Take last week’s episode, the appropriately named Fall – arguably Jimmy’s “Saul Goodman moment”. In true Better Call Saul style, it didn’t involve anything as dramatic as letting a woman choke to death. Instead, it involves the careful manipulation of the elderly; members of a class-action lawsuit that, if settled, would net Jimmy some much-needed cash. The problem is the representative of the suit: a sweet old lady called Irene, who would rather wait until the case is finished. What follows is a series of cons intended to convince her friends that she’s greedy, that she’s holding out while they struggle. It works. They stop inviting her to their mall walks, they start talking behind her back. Eventually, in one of his most convoluted tricks, Jimmy rigs a game of bingo so Irene wins. Having worked his magic, her victory is met not with applause but with deathly silence from a care home bingo hall. She flees the room in tears. She of course settles.

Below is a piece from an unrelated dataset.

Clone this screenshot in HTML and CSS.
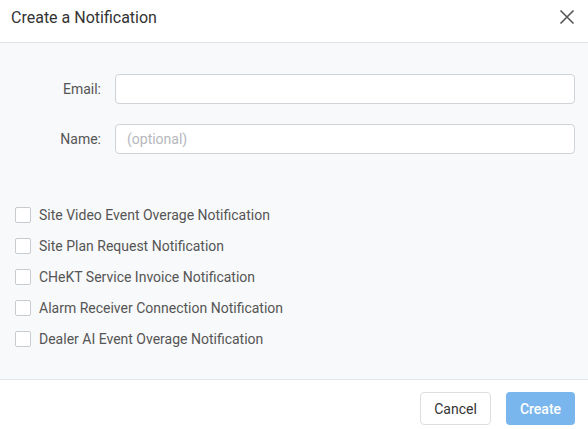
FILE: index.html
```html
<!DOCTYPE html>
<html>
<head>
<meta charset="utf-8">
<link rel="stylesheet" href="styles.css">
</head>
<body>
<div class="modal">
  <div class="header">
    <div class="title">Create a Notification</div>
    <svg class="close" width="16" height="16" viewBox="0 0 16 16"><path d="M1.5 1.5 L14.5 14.5 M14.5 1.5 L1.5 14.5" stroke="#555" stroke-width="1.6" fill="none"/></svg>
  </div>
  <div class="body">
    <div class="form">
      <div class="row"><label class="label">Email:</label><input class="input" type="text"></div>
      <div class="row"><label class="label">Name:</label><input class="input" type="text" placeholder="(optional)"></div>
    </div>
    <div class="checks">
      <div class="check"><span class="box"></span><span>Site Video Event Overage Notification</span></div>
      <div class="check"><span class="box"></span><span>Site Plan Request Notification</span></div>
      <div class="check"><span class="box"></span><span>CHeKT Service Invoice Notification</span></div>
      <div class="check"><span class="box"></span><span>Alarm Receiver Connection Notification</span></div>
      <div class="check"><span class="box"></span><span>Dealer AI Event Overage Notification</span></div>
    </div>
  </div>
  <div class="footer">
    <button class="btn cancel">Cancel</button>
    <button class="btn create">Create</button>
  </div>
</div>
</body>
</html>
```
FILE: styles.css
```css
html, body { margin: 0; padding: 0; background: #fff; }
body { font-family: Roboto, "Liberation Sans", sans-serif; width: 588px; height: 429px; overflow: hidden; }
.modal { display: flex; flex-direction: column; height: 429px; }
.header { height: 43px; border-bottom: 1px solid #e3e5e8; display: flex; align-items: center; justify-content: space-between; padding: 0 13px 0 11px; box-sizing: border-box; }
.title { font-size: 16px; color: #333; margin-top: -8px; }
.close { margin-top: -8px; }
.body { background: #f8f9fa; flex: 1; border-bottom: 1px solid #e3e5e8; padding-top: 31px; }
.form { display: flex; flex-direction: column; gap: 20px; padding-right: 13px; }
.row { display: flex; align-items: center; }
.label { width: 115px; text-align: right; font-size: 14px; color: #555; padding-right: 14px; box-sizing: border-box; flex-shrink: 0; }
.input { flex: 1; height: 30px; box-sizing: border-box; border: 1px solid #cfd2d6; border-radius: 4px; background: #fff; font-family: inherit; font-size: 14px; padding: 0 11px; outline: none; }
.input::placeholder { color: #b5b8bc; }
.checks { margin-top: 53px; padding-left: 15px; display: flex; flex-direction: column; gap: 15px; }
.check { display: flex; align-items: center; height: 16px; font-size: 14px; color: #555; }
.box { width: 16px; height: 16px; border: 1px solid #c8cbcf; border-radius: 2px; background: #fff; box-sizing: border-box; margin-right: 8px; }
.footer { height: 49px; display: flex; justify-content: flex-end; align-items: flex-start; padding: 12px 13px 0 0; box-sizing: border-box; gap: 15px; }
.btn { height: 33px; border-radius: 4px; font-family: inherit; font-size: 14px; padding: 0; }
.cancel { width: 71px; background: #fff; border: 1px solid #dcdfe2; color: #333; }
.create { width: 69px; background: #7ab6ee; border: none; color: #fff; font-weight: 500; }
```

The ultimate fan-pleaser … psychopathic chicken druglord, Gus Fring (Giancarlo Esposito). Photograph: Michele K.Short/AMC/Sony Pictures Television

It sounds ridiculous but it’s deeply unpleasant to watch; to see the same likeable charm that made Jimmy so popular with the elderly in series one (when he practiced elder law) weaponised into cruelty two series later. In the finale he feels remorse and puts things right. But as Chuck says: “You’re just gonna keep hurting people, Jimmy, this is what you do. And then there’s this show of remorse ... If you’re not going to change your behaviour, and you won’t, why not just skip the whole exercise? In the end, you’re gonna hurt everyone around you. So stop apologising and accept it. Embrace it. Frankly, I’d have more respect for you if you did.”

Slowly but surely, Jimmy will embrace it. He will be pushed to a point where he stops caring about nothing and no one, and takes on the moniker Saul Goodman. The question, as always, is how, why and at whose expense? That’s the thing about prequels: you already know who’s missing from the future – and who to fear for.